In January 2015 the Government announced proposals to bring forward new planning laws to secure the future of public houses. Planning laws will be changed to ensure pubs cannot be demolished or have their use converted without securing planning permission.

Currently public houses can be registered as an asset of community value (ACV) by local interest groups. When an ACV is put up for sale there is a six month period in which the local community can bid to purchase the property.  

Despite this right to bid (sometimes referred to as a right to buy), communities may still lose their public house because of current planning laws. At the moment assets of community value are subject to permitted development rights. This means that the change of use or demolition of a pub could have automatic approval and does not require planning permission. Click here for information on a Cambridge pub that changed use to a furniture store. 

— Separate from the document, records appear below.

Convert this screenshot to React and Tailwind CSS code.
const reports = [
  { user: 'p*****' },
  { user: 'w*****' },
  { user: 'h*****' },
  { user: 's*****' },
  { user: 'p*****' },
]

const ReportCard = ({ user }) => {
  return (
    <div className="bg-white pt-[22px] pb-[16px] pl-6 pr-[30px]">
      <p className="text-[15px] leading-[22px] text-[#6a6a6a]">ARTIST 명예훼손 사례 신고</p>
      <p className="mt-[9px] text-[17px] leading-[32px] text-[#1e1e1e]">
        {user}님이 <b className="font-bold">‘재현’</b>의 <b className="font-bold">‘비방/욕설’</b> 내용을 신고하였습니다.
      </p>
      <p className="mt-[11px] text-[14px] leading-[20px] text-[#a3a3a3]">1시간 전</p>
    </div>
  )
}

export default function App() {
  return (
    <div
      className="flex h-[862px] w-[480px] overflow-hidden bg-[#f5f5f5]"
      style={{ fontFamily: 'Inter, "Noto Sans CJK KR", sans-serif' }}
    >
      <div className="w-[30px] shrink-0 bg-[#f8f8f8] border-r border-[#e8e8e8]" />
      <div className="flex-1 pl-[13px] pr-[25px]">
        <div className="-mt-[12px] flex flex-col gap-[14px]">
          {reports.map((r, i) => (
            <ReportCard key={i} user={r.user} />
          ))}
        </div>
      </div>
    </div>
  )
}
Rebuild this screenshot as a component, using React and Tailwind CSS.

However the Government intends to introduce legislation which removes these permitted development rights for pubs listed as an ACV. Consequently any change of use or demolition of public houses will require a planning application and permission. This will close a loophole that previously allowed owners to automatically change use, for example from a public house to a retail shop.

The Department for Communities and Local Government have issued a press release on this issue. MP Kris Hopkins made clear that “communities should be given the right to consider planning applications when changes are proposed to the use of their listed locals.” The new laws would mean members of a local community can offer their opinion on planning applications. In addition planning authorities could properly consider the application in light of local policy.

More than 600 public houses have already been listed as assets of community value and the change in planning law will help to bolster protection afforded to the industry. The news arrives shortly after the unveiling of a code of practice for tied leases in pubs. Together these represent a significant move designed to protect public house properties. New secondary legislation is expected shortly to effect these changes.